I really like the idea of pairing Dante Exum with Oladipo in the backcourt and I think he's all you could ask for in terms of fit with the roster and style of play. There are some very exciting and young pieces here, but none of the current young guys can consistently and efficiently create for others. Orlando needs that playmaker who can expand what the current stable of guys are capable of doing. Both Oladipo and Harris could really use someone who would make scoring come more naturally to them and Exum has the best chance to become the type of guy who can create easy shots for others on a night-to-night basis. Ennis is also interesting, but his upside isn't nearly as high as Exum's.

As far as style of play, Exum can work too. Orlando's current offense uses its back court as a combo-point guard, with Oladipo and Jameer Nelson often interchanging control between different possessions: Sometimes Oladipo initiates things and Nelson floats off to the side and vice versa. This could be Jacque Vaughn's way of easing Oladipo into a playmaking role, or it could be a dual threat, two-combo-guard offense that Orlando thinks is the future of the league. Either way, Exum would be able to slide into that offense immediately. He's better with the ball in his hands, but I like his shooting stroke and think he could also work off the ball for stretches.
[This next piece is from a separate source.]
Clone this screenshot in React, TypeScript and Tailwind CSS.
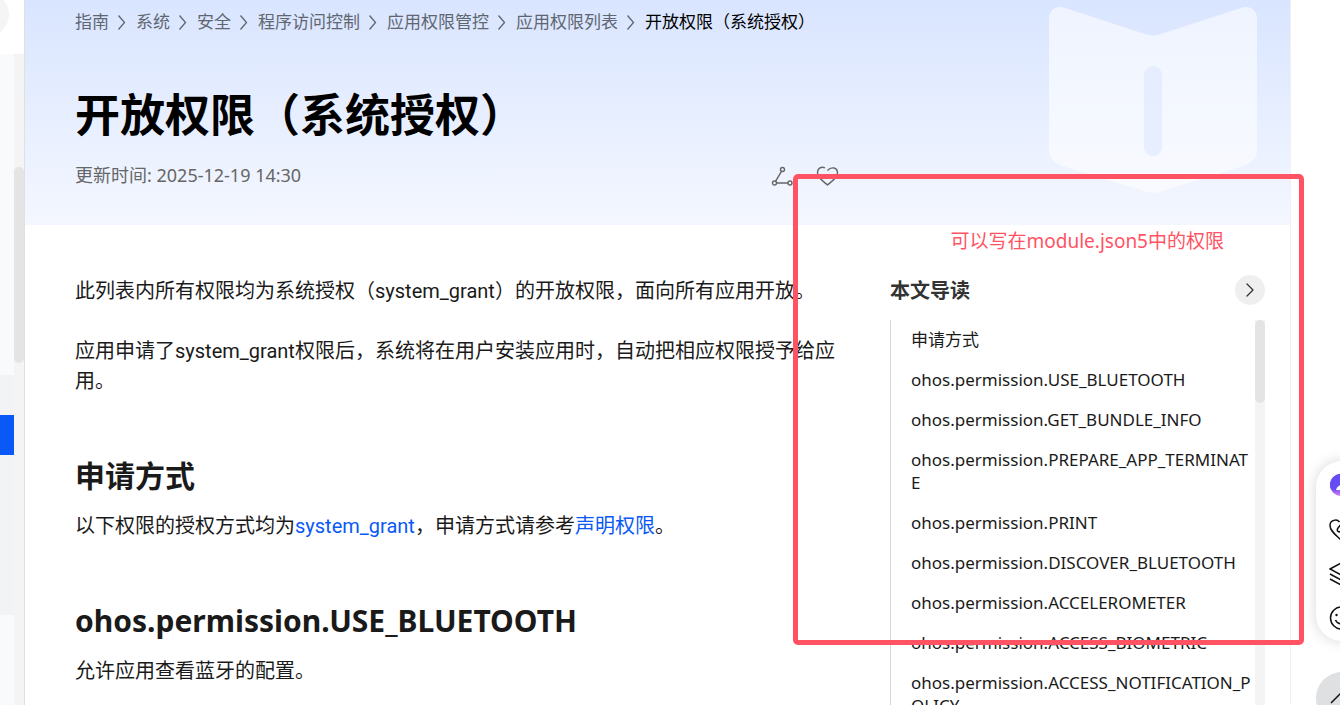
import { ChevronRight } from "lucide-react";

type Crumb = {
  label: string;
  current?: boolean;
};

const crumbs: Crumb[] = [
  { label: "指南" },
  { label: "系统" },
  { label: "安全" },
  { label: "程序访问控制" },
  { label: "应用权限管控" },
  { label: "应用权限列表" },
  { label: "开放权限（系统授权）", current: true },
];

const tocItems = [
  "申请方式",
  "ohos.permission.USE_BLUETOOTH",
  "ohos.permission.GET_BUNDLE_INFO",
  "ohos.permission.PREPARE_APP_TERMINATE",
  "ohos.permission.PRINT",
  "ohos.permission.DISCOVER_BLUETOOTH",
  "ohos.permission.ACCELEROMETER",
  "ohos.permission.ACCESS_BIOMETRIC",
  "ohos.permission.ACCESS_NOTIFICATION_POLICY",
];

const CrumbArrow = () => (
  <svg className="h-4 w-[27px] shrink-0" viewBox="0 0 27 16" fill="none" aria-hidden="true">
    <path d="M9.500 1.500l6 7-6 7" stroke="#5f6672" strokeWidth="1.3" />
  </svg>
);

const BookArt = () => (
  <svg
    className="absolute top-[7px] right-[33px] h-[186px] w-[208px]"
    viewBox="0 0 208 186"
    aria-hidden="true"
  >
    <path
      d="M0 11C0 3 8-2 16 1l80 26q8 3 16 0l80-26c8-3 16 2 16 10v133c0 7-6 12-13 15l-82 25q-9 4-18 0l-82-25C6 156 0 151 0 144Z"
      fill="#fff"
      fillOpacity="0.56"
    />
    <rect x="95" y="59" width="18" height="90" rx="9" fill="#dfe8ff" fillOpacity="0.65" />
  </svg>
);

const ShareIcon = () => (
  <svg className="size-6" viewBox="0 0 24 24" fill="none" stroke="#666" strokeWidth="1.4">
    <circle cx="11.5" cy="4.500" r="2" />
    <circle cx="3.500" cy="18" r="2" />
    <circle cx="19" cy="18" r="2" />
    <path d="M10.500 6.300l-6 10M5.500 18H17" />
  </svg>
);

const HeartIcon = () => (
  <svg className="size-6" viewBox="0 0 24 24" fill="none" stroke="#666" strokeWidth="1.4">
    <path d="M9 2.800C5.500 1.200 1.500 3 1.500 7.800c0 4.500 4.500 7.500 10 12.200 5.500-4.700 10-7.700 10-12.200 0-5.200-6-6.800-10-2.300" />
  </svg>
);

const Sidebar = () => (
  <aside className="relative flex w-[25px] shrink-0 flex-col overflow-hidden border-r border-[#e0e0e0] bg-white">
    <div className="h-[54px] shrink-0">
      <div className="absolute -top-2 -left-9 size-[45px] rounded-full bg-[#f5f5f5]" />
    </div>
    <div className="flex flex-1">
      <div className="flex w-[14px] flex-col bg-[#f8fafc]">
        <div className="mt-[321px] h-[240px] bg-[#f1f3f5] pt-10">
          <a href="#current" aria-label="应用权限列表" className="block h-10 bg-[#0a59f7]" />
        </div>
      </div>
      <div className="flex-1 bg-[#f4f4f4] pt-[113px]">
        <div className="h-[196px] rounded-full bg-[#e4e4e4]" />
      </div>
    </div>
  </aside>
);

const PageHeader = () => (
  <header className="relative h-[225px] bg-linear-to-b from-[#d9e5ff] to-[#f4f7ff] pr-[25px] pl-[50px]">
    <BookArt />
    <nav aria-label="breadcrumb" className="flex items-center pt-[10px] text-[17px] leading-6">
      {crumbs.map((crumb) =>
        crumb.current ? (
          <span key={crumb.label} className="whitespace-nowrap text-black">
            {crumb.label}
          </span>
        ) : (
          <span key={crumb.label} className="flex items-center">
            <a href="#crumb" className="whitespace-nowrap text-[#5f6672]">
              {crumb.label}
            </a>
            <CrumbArrow />
          </span>
        )
      )}
    </nav>
    <h1 className="mt-[51px] text-[45px] leading-[60px] font-bold text-black">
      开放权限（系统授权）
    </h1>
    <div className="mr-[425px] flex items-end justify-between pt-[18px]">
      <p className="pb-[2px] text-[18px] leading-6 text-[#666]">更新时间: 2025-12-19 14:30</p>
      <div className="flex gap-[21px]">
        <button type="button" aria-label="分享" className="size-6">
          <ShareIcon />
        </button>
        <button type="button" aria-label="收藏" className="size-6">
          <HeartIcon />
        </button>
      </div>
    </div>
  </header>
);

const Article = () => (
  <article className="min-w-0 flex-1 pt-[51px] text-[20px] leading-[30px] text-[#1a1a1a]">
    <div className="space-y-[30px] font-['Roboto','Noto_Sans_CJK_SC',sans-serif]">
      <p>此列表内所有权限均为系统授权（system_grant）的开放权限，面向所有应用开放。</p>
      <p>
        应用申请了system_grant权限后，系统将在用户安装应用时，自动把相应权限授予给应用。
      </p>
    </div>
    <section className="pt-[60px]">
      <h2 className="mb-[15px] text-[30px] leading-10 font-bold">申请方式</h2>
      <p className="font-['Roboto','Noto_Sans_CJK_SC',sans-serif]">
        以下权限的授权方式均为
        <a href="#system-grant" className="text-[#0a59f7]">
          system_grant
        </a>
        ，申请方式请参考
        <a href="#declare" className="text-[#0a59f7]">
          声明权限
        </a>
        。
      </p>
    </section>
    <section className="pt-[60px]">
      <h2 className="mb-[15px] text-[30px] leading-10 font-bold">
        ohos.permission.USE_BLUETOOTH
      </h2>
      <p>允许应用查看蓝牙的配置。</p>
    </section>
  </article>
);

const TableOfContents = () => (
  <aside className="w-[375px] shrink-0 pt-[50px]">
    <div className="flex items-center justify-between">
      <h3 className="pt-[2px] text-[20px] leading-7 font-bold text-[#333]">本文导读</h3>
      <button
        type="button"
        aria-label="收起"
        className="flex size-[30px] items-center justify-center rounded-full bg-[#efefef]"
      >
        <ChevronRight className="size-6 text-[#333]" strokeWidth={1.3} />
      </button>
    </div>
    <div className="mt-[15px] flex border-l border-[#d8d8d8]">
      <ul className="min-w-0 flex-1 pl-5">
        {tocItems.map((item) => (
          <li key={item} className="pt-2 pb-[9px] text-[17px] leading-[23px] break-all">
            <a href="#toc" className="text-[#1a1a1a]">
              {item}
            </a>
          </li>
        ))}
      </ul>
      <div className="w-[10px] bg-[#f4f4f4]">
        <div className="h-[83px] rounded-full bg-[#e4e4e4]" />
      </div>
    </div>
  </aside>
);

const FloatingTools = () => (
  <div className="absolute top-[461px] -right-[28px] flex w-[52px] flex-col gap-[31px]">
    <div className="flex h-[180px] flex-col items-center justify-between rounded-[26px] bg-white py-[11px] shadow-[0_0_14px_rgba(0,0,0,0.16)]">
      <button type="button" aria-label="智能助手" className="size-[26px]">
        <svg viewBox="0 0 26 26">
          <defs>
            <linearGradient id="assistant" x1="0" y1="0" x2="0" y2="1">
              <stop offset="0.6" stopColor="#6a4df5" />
              <stop offset="1" stopColor="#d07cf5" />
            </linearGradient>
          </defs>
          <circle cx="12" cy="13" r="11" fill="url(#assistant)" />
          <path d="M1.500 16a11 11 0 1 1 21 0c-5-2-9-2-12 0-3 4-6 3-9 0Z" fill="#644bf6" />
          <path d="M7 18c1-3 3-5 6-5l-2 5Z" fill="#fff" />
        </svg>
      </button>
      <button type="button" aria-label="评分" className="size-[26px]">
        <svg viewBox="0 0 26 26" fill="none" stroke="#111" strokeWidth="1.5">
          <path d="M13 25C7 19 1 15 1 9.500 1 4 8 2.500 10.500 6M13 25c6-6 12-10 12-15.500C25 3 17 2.500 13 7l-4 5c-2 3 1 5 3 3l3-3" />
        </svg>
      </button>
      <button type="button" aria-label="文档" className="size-[26px]">
        <svg viewBox="0 0 26 26" fill="none" stroke="#111" strokeWidth="1.5">
          <path d="M1 9l11-6 12 6-12 6ZM1 14l11 6 12-6M1 19l11 6 12-6" />
        </svg>
      </button>
      <button type="button" aria-label="反馈" className="size-[26px]">
        <svg viewBox="0 0 26 26" fill="none" stroke="#111" strokeWidth="1.5">
          <circle cx="12.500" cy="14" r="11" />
          <path d="M6.500 16c2 5 10 5 12 0" />
          <circle cx="7.500" cy="11" r="1.200" fill="#111" stroke="none" />
          <circle cx="17.500" cy="11" r="1.200" fill="#111" stroke="none" />
        </svg>
      </button>
    </div>
    <button
      type="button"
      aria-label="回到顶部"
      className="flex h-[52px] items-center justify-center rounded-full bg-[#dfe0e2]"
    >
      <svg className="size-6" viewBox="0 0 24 24" fill="none" stroke="#111" strokeWidth="1.5">
        <path d="M1 17L12 6l11 11" />
      </svg>
    </button>
  </div>
);

// Red highlight drawn over the table of contents
const Annotation = () => (
  <div className="pointer-events-none absolute top-[174px] right-[36px] h-[471px] w-[511px] rounded-[5px] border-5 border-[#ff5364]">
    <p className="absolute top-[48px] right-[75px] text-[19px] leading-7 whitespace-nowrap text-[#ff5364]">
      可以写在module.json5中的权限
    </p>
  </div>
);

export default function App() {
  return (
    <div className="relative flex h-screen overflow-hidden bg-white font-['Noto_Sans','Noto_Sans_CJK_SC',sans-serif]">
      <Sidebar />
      <main className="mr-[49px] min-w-0 flex-1 border-r border-[#f0f0f0]">
        <PageHeader />
        <div className="flex gap-[50px] pr-[25px] pl-[50px]">
          <Article />
          <TableOfContents />
        </div>
      </main>
      <FloatingTools />
      <Annotation />
    </div>
  );
}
I also really like the idea of Andrew Wiggins in Orlando. Some of that is probably because I think he's such a great prospect, but I also think that putting him and Oladipo in the same backcourt would provide a whole lot of crazy fun on defense. Each guy is long and fast and can dig down and rip away balls for steals or jump the passing lanes and fly out in transition. Wiggins is practically unstoppable on the break and that would be so hectic and awesome alongside Oladipo and Harris.

Wiggins also has the size to slide down to the small forward and may eventually play there full-time at the professional level. Going that route keeps Arron Afflalo at his more natural two-guard spot for now and eliminates the need for those dauntingly tiny and aesthetically unpleasing three-guard lineups. If Afflalo really is in Orlando's plan for the future, then he and Wiggins would be an excellent wing-pairing. If not, then Wiggins' sheer ability to play either wing spot keeps Orlando's options flexible going forward and maintains the idea of roster fluidity that it seems to value.

I'm actually a little higher on the back end of this Draft than most of the other guys who read and hear talk about this stuff. There's a pretty good mix of guys who can immediately play and guys who are nice little projects who still need some fine tuning. On the back end--assuming he isn't drafted in the mid-first orund--I don't think anyone would make an impact quicker than Adreian Payne.

The 6-foot-9 Michigan State forward has a 7-foot wingspan has improved so drastically from his junior to senior seasons that he should be able to step in right away and give any NBA team good minutes. He shoots three triples a game at a 42 percent clip and he averages over 10 rebounds per 40 minutes. His only knock is that he's 23 years old; if he were 19 and this good, he'd be a top-five pick. If he goes to a team with playmakers, he'll have a nice little NBA career and should be able to impact games right away.